How to Install Cinnamon on Fedora 44

Last updated Tuesday, May 19, 2026 9:15 am Joshua James 7 min read

Cinnamon is a practical Fedora add-on when GNOME feels too workflow-heavy but you do not want to reinstall the system around another Spin. Fedora exposes Cinnamon as the cinnamon-desktop-environment DNF5 environment, which installs the Cinnamon shell, Nemo file manager, session files, LightDM components, and the broader desktop package set while leaving Fedora Workstation’s existing GDM login manager in place unless you switch it deliberately.

For a clean Cinnamon-first system, download the official Fedora Cinnamon Spin instead of converting an existing Workstation install. Use DNF when Fedora is already installed and you want Cinnamon beside GNOME, KDE Plasma, Xfce, or another desktop.

The commands target mutable Fedora Workstation and comparable DNF-managed Fedora desktop installs. Fedora Atomic desktops use rpm-ostree image layering and rebasing workflows, so they are not a good fit for the DNF environment commands used here.

Install Cinnamon on Fedora

Update Fedora Packages First

Refresh package metadata and apply pending updates before adding a second desktop environment. This keeps the Cinnamon transaction aligned with the current Fedora libraries, graphics stack, and DNF group metadata.

sudo dnf upgrade --refresh

These commands use sudo for system package changes. If your account cannot run sudo on Fedora, add the user to the Fedora wheel group for administrator access before continuing.

Check the Cinnamon Environment ID

Fedora lists Cinnamon as a DNF environment named cinnamon-desktop-environment. Check the environment before installing so you can see the package groups Fedora will add.

dnf environment list --available | grep -i cinnamon
dnf environment info cinnamon-desktop-environment

The environment details should identify the Cinnamon Desktop environment and show the core cinnamon-desktop group alongside Fedora’s base X, hardware, multimedia, networking, printing, accessibility, and standard package groups:

Id                   : cinnamon-desktop-environment
Name                 : Cinnamon Desktop
Required groups      : base-x
                     : cinnamon-desktop
                     : core
                     : desktop-accessibility
                     : dial-up
                     : fonts
                     : guest-desktop-agents
                     : hardware-support
                     : multimedia
                     : networkmanager-submodules
                     : printing
                     : standard

The hidden cinnamon-desktop group is the underlying Cinnamon group, but the environment is the fuller existing-system path. DNF5 also uses current subcommands such as dnf environment install and dnf group install, not older one-word aliases such as groupinstall.

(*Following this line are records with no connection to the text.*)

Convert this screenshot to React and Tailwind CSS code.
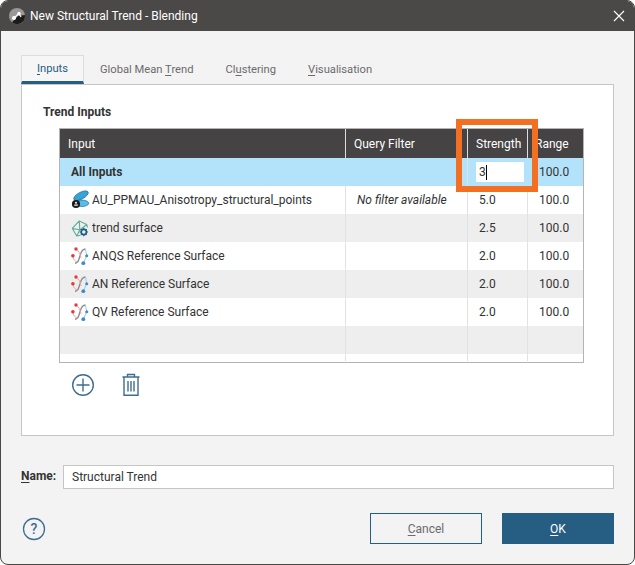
const FONT = { fontFamily: "Roboto, 'Liberation Sans', sans-serif" };

function RefIcon() {
  return (
    <svg width="20" height="20" viewBox="0 0 20 20" className="shrink-0" fill="none">
      <path d="M4 17.3 C8 17 8 12 9 9.7 C10 6 12 3 14.5 3" stroke="#8f8f8f" strokeWidth="1.4" />
      <path d="M5 3 C8 5 9.5 8 10 12 M1.7 9.7 C2 13 4 15 6.5 16.5" stroke="#eda3a3" strokeWidth="1" />
      <path d="M14.5 3 L15.7 9.7 L12.3 17.3" stroke="#9cc6e4" strokeWidth="1" />
      <circle cx="5" cy="3" r="1.7" fill="#e5393b" />
      <circle cx="1.9" cy="9.7" r="1.8" fill="#e5393b" />
      <circle cx="15.7" cy="9.7" r="1.5" fill="#3c8cc8" />
      <circle cx="12.3" cy="17.2" r="1.9" fill="#3c8cc8" />
    </svg>
  );
}

function PointsIcon() {
  return (
    <svg width="20" height="20" viewBox="0 0 20 20" className="shrink-0">
      <ellipse cx="10" cy="5.7" rx="8" ry="3.4" transform="rotate(-28 10 5.7)" fill="#37a4d6" stroke="#1d6d96" strokeWidth="0.7" />
      <ellipse cx="10.7" cy="13.3" rx="7" ry="3.2" fill="#58bde6" stroke="#1d6d96" strokeWidth="0.7" />
      <circle cx="5" cy="14" r="4.1" fill="#1c1c1c" />
      <circle cx="5" cy="12.8" r="1" fill="#fff" />
      <rect x="3.2" y="14.5" width="3.6" height="1.2" fill="#fff" />
    </svg>
  );
}

function SurfaceIcon() {
  return (
    <svg width="20" height="20" viewBox="0 0 20 20" className="shrink-0" fill="none">
      <path d="M1.2 10.3 L8.3 3 L15.7 6.5 L16.5 9.5 M1.2 10.3 L5.7 18 L9.5 17.2 M1.2 10.3 L8.8 12 L15.7 6.5 M8.3 3 L8.8 12 L5.7 18" stroke="#5fae98" strokeWidth="1.1" strokeLinejoin="round" />
      <circle cx="12.8" cy="14" r="2.6" stroke="#1f5f85" strokeWidth="1.7" />
      <path d="M12.8 9.8 V11 M12.8 17 V18.2 M8.6 14 H9.8 M15.8 14 H17 M9.9 11.1 L10.7 11.9 M14.9 16.1 L15.7 16.9 M9.9 16.9 L10.7 16.1 M14.9 11.9 L15.7 11.1" stroke="#1f5f85" strokeWidth="1.2" />
    </svg>
  );
}

function AppIcon() {
  return (
    <svg width="16" height="16" viewBox="0 0 16 16" className="shrink-0">
      <circle cx="8" cy="8" r="8" fill="#9a9896" />
      <path d="M3 14.2 A8 8 0 0 0 15.9 7 L9 8 Z" fill="#1b1b1b" />
      <circle cx="5" cy="10" r="2" fill="#fff" />
      <circle cx="10" cy="5.5" r="1.7" fill="#fff" />
      <path d="M5 10 L10 5.5 L12 9" stroke="#fff" strokeWidth="1.2" fill="none" />
    </svg>
  );
}

const rows = [
  { name: "AU_PPMAU_Anisotropy_structural_points", icon: <PointsIcon />, filter: "No filter available", strength: "5.0", range: "100.0", bg: "bg-white" },
  { name: "trend surface", icon: <SurfaceIcon />, filter: "", strength: "2.5", range: "100.0", bg: "bg-[#eeeeee]" },
  { name: "ANQS Reference Surface", icon: <RefIcon />, filter: "", strength: "2.0", range: "100.0", bg: "bg-white" },
  { name: "AN Reference Surface", icon: <RefIcon />, filter: "", strength: "2.0", range: "100.0", bg: "bg-[#eeeeee]" },
  { name: "QV Reference Surface", icon: <RefIcon />, filter: "", strength: "2.0", range: "100.0", bg: "bg-white" },
];

const GRID = "grid grid-cols-[286px_122px_60px_1fr]";
const CELL = "flex items-center border-r border-[#e2e2e2] last:border-r-0";

function Tab({ pre, u, post }) {
  return (
    <div className="mb-[1px] flex h-[26px] items-center px-[16px] text-[11.2px] text-[#6b6b6b]">
      <span>{pre}<span className="underline underline-offset-2">{u}</span>{post}</span>
    </div>
  );
}

export default function App() {
  return (
    <div style={FONT} className="relative flex h-[565px] w-[635px] flex-col overflow-hidden rounded-[8px] border border-[#4a4846] bg-[#f3f3f3] text-[#333333]">
      <div className="flex h-[30px] shrink-0 items-center bg-[#4b4947] pl-[8px] pr-[9px] text-white">
        <AppIcon />
        <span className="ml-[5px] text-[12px]">New Structural Trend - Blending</span>
        <svg className="ml-auto" width="12" height="12" viewBox="0 0 12 12" stroke="#fff" strokeWidth="1.1">
          <path d="M1 1 L11 11 M11 1 L1 11" />
        </svg>
      </div>

      <div className="flex flex-1 flex-col pl-[20px] pr-[20px] pt-[24px]">
        <div className="flex h-[29px] items-end">
          <div className="flex h-[29px] w-[63px] items-center justify-center border-x border-t border-[#dddddd] border-b-[3px] border-b-[#265d82] bg-[#f6f6f6] pt-[2px] text-[11.2px] text-[#265d82]">
            <span><span className="underline underline-offset-2">I</span>nputs</span>
          </div>
          <Tab pre="Global Mean " u="T" post="rend" />
          <Tab pre="Cl" u="u" post="stering" />
          <Tab pre="" u="V" post="isualisation" />
        </div>

        <div className="h-[352px] border border-[#c6c6c6] bg-white pl-[21px] pr-[29px] pt-[19px]">
          <div className="h-[24px] text-[12px] font-bold leading-[16px] text-[#333333]">Trend Inputs</div>
          <div className="ml-[16px] h-[235px] border border-[#b4b4b4] bg-white text-[12px]">
            <div className={`${GRID} h-[29px] bg-[#454343] text-white`}>
              <div className="flex items-center border-r border-[#dddddd] pl-[8px]">Input</div>
              <div className="flex items-center border-r border-[#dddddd] pl-[8px]">Query Filter</div>
              <div className="flex items-center border-r border-[#dddddd] pl-[8px]">Strength</div>
              <div className="flex items-center pl-[7px]">Range</div>
            </div>
            <div className={`${GRID} h-[28px] bg-[#b3e3fb]`}>
              <div className="flex items-center pl-[11px] font-bold">All Inputs</div>
              <div className={CELL} />
              <div className="flex items-center pl-[8px]">
                <div className="flex h-[20px] w-[48px] items-center bg-white pl-[3px]">
                  3<span className="h-[15px] w-px bg-black" />
                </div>
              </div>
              <div className="flex items-center pl-[11px]">100.0</div>
            </div>
            {rows.map((r) => (
              <div key={r.name} className={`${GRID} h-[28px] ${r.bg}`}>
                <div className={`${CELL} gap-[1px] pl-[11px]`}>
                  {r.icon}
                  <span>{r.name}</span>
                </div>
                <div className={`${CELL} pl-[11px] italic`}>{r.filter}</div>
                <div className={`${CELL} pl-[11px]`}>{r.strength}</div>
                <div className={`${CELL} pl-[11px]`}>{r.range}</div>
              </div>
            ))}
            <div className={`${GRID} h-[28px] bg-[#eeeeee]`}>
              <div className={CELL} /><div className={CELL} /><div className={CELL} /><div className={CELL} />
            </div>
            <div className={`${GRID} h-[7px] bg-white`}>
              <div className={CELL} /><div className={CELL} /><div className={CELL} /><div className={CELL} />
            </div>
          </div>
          <div className="ml-[16px] mt-[10px] flex items-center gap-[26px] pl-[12px]">
            <svg width="24" height="24" viewBox="0 0 24 24" fill="none" stroke="#3e6d8f" strokeWidth="1.4">
              <circle cx="12" cy="12" r="10.3" />
              <path d="M12 5.5 V18.5 M5.5 12 H18.5" />
            </svg>
            <svg width="20" height="24" viewBox="0 0 20 24" fill="none" stroke="#3e6d8f" strokeWidth="1.4">
              <path d="M1.5 4 H18.5 M6.5 4 V1.5 H13.5 V4 M3 4 V22.3 H17 V4 M7 8 V18.5 M10 8 V18.5 M13 8 V18.5" />
            </svg>
          </div>
        </div>

        <div className="mt-[28px] flex h-[25px] items-center">
          <span className="mb-[2px] w-[42px] text-[12px] font-bold text-[#333333]">
            <span className="underline underline-offset-2">N</span>ame:
          </span>
          <div className="flex h-[24px] flex-1 items-center border border-[#c6c6c6] bg-white pl-[8px] text-[12px]">
            Structural Trend
          </div>
        </div>

        <div className="mt-[24px] flex items-center">
          <svg className="ml-[1px]" width="24" height="24" viewBox="0 0 24 24" fill="none" stroke="#3e6d8f" strokeWidth="1.3">
            <circle cx="12" cy="12" r="10.5" />
            <text x="12" y="17" textAnchor="middle" fill="#3e6d8f" stroke="none" fontSize="14" fontWeight="500" fontFamily="Roboto, sans-serif">?</text>
          </svg>
          <div className="ml-auto flex gap-[20px] text-[12px]">
            <div className="flex h-[31px] w-[112px] items-center justify-center border border-[#265d82] bg-[#f3f3f3] text-[#6b6b6b]">
              <span><span className="underline underline-offset-2">C</span>ancel</span>
            </div>
            <div className="flex h-[31px] w-[112px] items-center justify-center bg-[#265d82] text-white">
              <span><span className="underline underline-offset-2">O</span>K</span>
            </div>
          </div>
        </div>
      </div>

      <div className="absolute left-[455px] top-[118px] h-[73px] w-[82px] border-[6px] border-[#f36f21]" />
    </div>
  );
}
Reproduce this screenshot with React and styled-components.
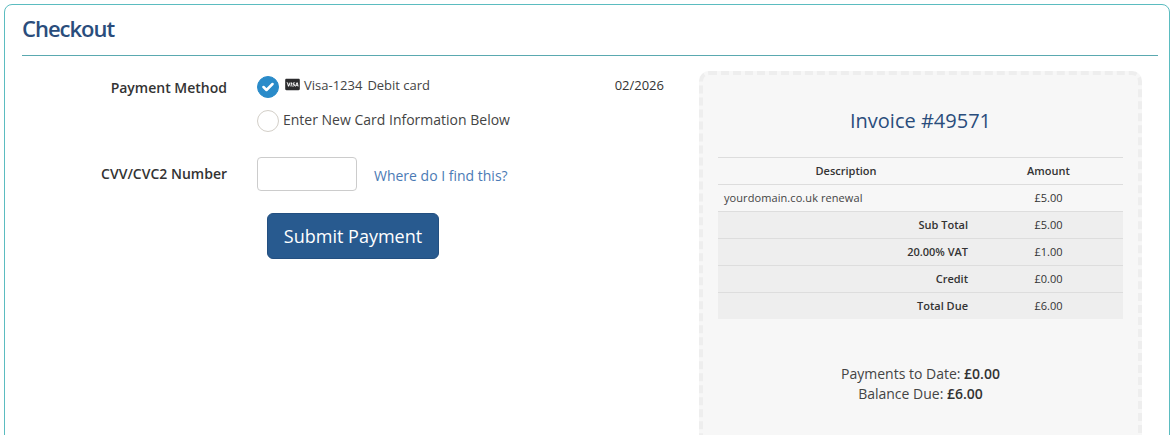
import React from 'react';
import styled, { createGlobalStyle } from 'styled-components';
import { FaCcVisa } from 'react-icons/fa';

const Global = createGlobalStyle`
  html, body { margin: 0; padding: 0; background: #fff; }
  body { font-family: "Open Sans", "Liberation Sans", sans-serif; font-size: 14px; color: #333; }
`;

const Page = styled.div`
  height: 435px;
  overflow: hidden;
  box-sizing: border-box;
  padding: 4px 5px 0 4px;
`;

const Card = styled.div`
  border: 1px solid #5bbcc0;
  border-radius: 8px;
  background: #fff;
  padding: 0 11px 0 17px;
  height: 460px;
  box-sizing: border-box;
`;

const Title = styled.h1`
  margin: 0;
  height: 51px;
  line-height: 47px;
  box-sizing: border-box;
  font-size: 22px;
  font-weight: 600;
  letter-spacing: -1px;
  color: #2a4d7c;
  border-bottom: 1px solid #5aa9b0;
`;

const Columns = styled.div`
  display: flex;
  padding-top: 15px;
`;

const FormCol = styled.div`
  width: 642px;
  flex: none;
  padding-top: 5px;
`;

const Row = styled.div`
  display: grid;
  grid-template-columns: 205px 1fr;
  column-gap: 30px;
  margin-bottom: ${(p) => p.$mb || 0}px;
`;

const Label = styled.div`
  text-align: right;
  font-weight: 600;
  font-size: 14px;
  line-height: 20px;
  color: #333;
  padding-top: ${(p) => p.$pt || 0}px;
`;

const Options = styled.div`
  display: flex;
  flex-direction: column;
  gap: 12px;
`;

const Option = styled.div`
  display: flex;
  align-items: flex-start;
  height: 22px;
  font-size: 14px;
  line-height: 19px;
`;

const Radio = styled.span`
  width: 22px;
  height: 22px;
  box-sizing: border-box;
  border-radius: 50%;
  flex: none;
  display: flex;
  align-items: center;
  justify-content: center;
  background: ${(p) => (p.$on ? '#2a8bc9' : '#fff')};
  border: 1px solid ${(p) => (p.$on ? '#2a8bc9' : '#d3cfc8')};
`;

const CardIcon = styled(FaCcVisa)`
  width: 15px;
  height: 13px;
  margin: 2px 4px 0 6px;
  flex: none;
  color: #2b2b2d;
`;

const CardName = styled.span`
  margin-right: 5px;
  color: #444;
  font-size: 13px;
`;

const CardType = styled.span`
  color: #444;
  font-size: 13px;
`;

const Expiry = styled.span`
  margin-left: auto;
  font-size: 13px;
  color: #333;
`;

const NewCard = styled.span`
  margin-left: 4px;
  color: #444;
`;

const CvvRow = styled.div`
  display: flex;
  align-items: center;
`;

const CvvInput = styled.input`
  width: 100px;
  height: 34px;
  box-sizing: border-box;
  border: 1px solid #ccc;
  border-radius: 4px;
  background: #fff;
  outline: none;
`;

const Help = styled.a`
  margin-left: 17px;
  color: #4b7ab5;
  font-size: 14px;
  text-decoration: none;
  padding-top: 3px;
`;

const Submit = styled.button`
  display: block;
  margin: 22px 0 0 245px;
  width: 172px;
  height: 46px;
  border: 1px solid #234f80;
  border-radius: 6px;
  background: #285a8f;
  color: #fff;
  font-family: inherit;
  font-size: 18px;
  padding: 0;
`;

const Invoice = styled.div`
  width: 443px;
  height: 400px;
  margin-left: 35px;
  box-sizing: border-box;
  flex: none;
  background: #f7f7f7;
  border: 4px dashed #eee;
  border-radius: 10px;
  padding: 0 15px;
`;

const InvoiceTitle = styled.h2`
  margin: 0;
  height: 82px;
  padding-top: 31px;
  box-sizing: border-box;
  text-align: center;
  font-size: 20px;
  line-height: 30px;
  font-weight: 400;
  color: #2a4d7c;
`;

const Table = styled.table`
  width: 405px;
  border-collapse: collapse;
  table-layout: fixed;
  font-size: 11px;

  tr:last-child td {
    height: 26px;
  }
`;

const Cell = styled.td`
  height: 27px;
  padding: 0 6px 1px;
  box-sizing: border-box;
  border-top: 1px solid #ddd;
  text-align: ${(p) => p.$align || 'center'};
  font-weight: ${(p) => p.$weight || 400};
  background: ${(p) => (p.$shade ? '#eeeeee' : 'transparent')};
  color: #333;
`;

const DomainText = styled.span`
  letter-spacing: 0.08px;
  color: #444;
`;

const Balance = styled.div`
  margin-top: 45px;
  text-align: center;
  font-size: 14px;
  line-height: 20px;
  color: #444;
  b { font-weight: 600; color: #333; }
`;

const totals = [
  ['Sub Total', '£5.00'],
  ['20.00% VAT', '£1.00'],
  ['Credit', '£0.00'],
  ['Total Due', '£6.00'],
];

export default function App() {
  return (
    <Page>
      <Global />
      <Card>
        <Title>Checkout</Title>
        <Columns>
          <FormCol>
            <Row $mb={25}>
              <Label $pt={2}>Payment Method</Label>
              <Options>
                <Option>
                  <Radio $on>
                    <svg width="12" height="10" viewBox="0 0 12 10" fill="none">
                      <path d="M1.5 5l3 3 6-6" stroke="#fff" strokeWidth="2.5" strokeLinecap="round" strokeLinejoin="round" />
                    </svg>
                  </Radio>
                  <CardIcon />
                  <CardName>Visa-1234</CardName>
                  <CardType>Debit card</CardType>
                  <Expiry>02/2026</Expiry>
                </Option>
                <Option>
                  <Radio />
                  <NewCard>Enter New Card Information Below</NewCard>
                </Option>
              </Options>
            </Row>
            <Row>
              <Label $pt={7}>CVV/CVC2 Number</Label>
              <CvvRow>
                <CvvInput />
                <Help>Where do I find this?</Help>
              </CvvRow>
            </Row>
            <Submit>Submit Payment</Submit>
          </FormCol>
          <Invoice>
            <InvoiceTitle>Invoice #49571</InvoiceTitle>
            <Table>
              <colgroup>
                <col width="256" />
                <col width="149" />
              </colgroup>
              <tbody>
                <tr>
                  <Cell $weight={600}>Description</Cell>
                  <Cell $weight={600}>Amount</Cell>
                </tr>
                <tr>
                  <Cell $align="left"><DomainText>yourdomain.co.uk renewal</DomainText></Cell>
                  <Cell>£5.00</Cell>
                </tr>
                {totals.map(([name, value]) => (
                  <tr key={name}>
                    <Cell $shade $weight={600} $align="right">{name}</Cell>
                    <Cell $shade>{value}</Cell>
                  </tr>
                ))}
              </tbody>
            </Table>
            <Balance>
              Payments to Date: <b>£0.00</b>
              <br />
              Balance Due: <b>£6.00</b>
            </Balance>
          </Invoice>
        </Columns>
      </Card>
    </Page>
  );
}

For syntax background, use the DNF5 group commands on Fedora reference.

Install the Cinnamon Desktop Environment

Install the complete Cinnamon environment with DNF5. Review the transaction before accepting it because the environment installs a full desktop stack, including Cinnamon, Nemo, LightDM packages, Slick Greeter, desktop applications, X11 components, multimedia support, printing support, and supporting libraries.

sudo dnf environment install cinnamon-desktop-environment

On a Fedora 44 Workstation system, this environment installed 291 packages, downloaded about 427 MiB, and used about 1 GiB of additional disk space. Your transaction can be smaller or larger depending on which desktop groups and applications are already installed.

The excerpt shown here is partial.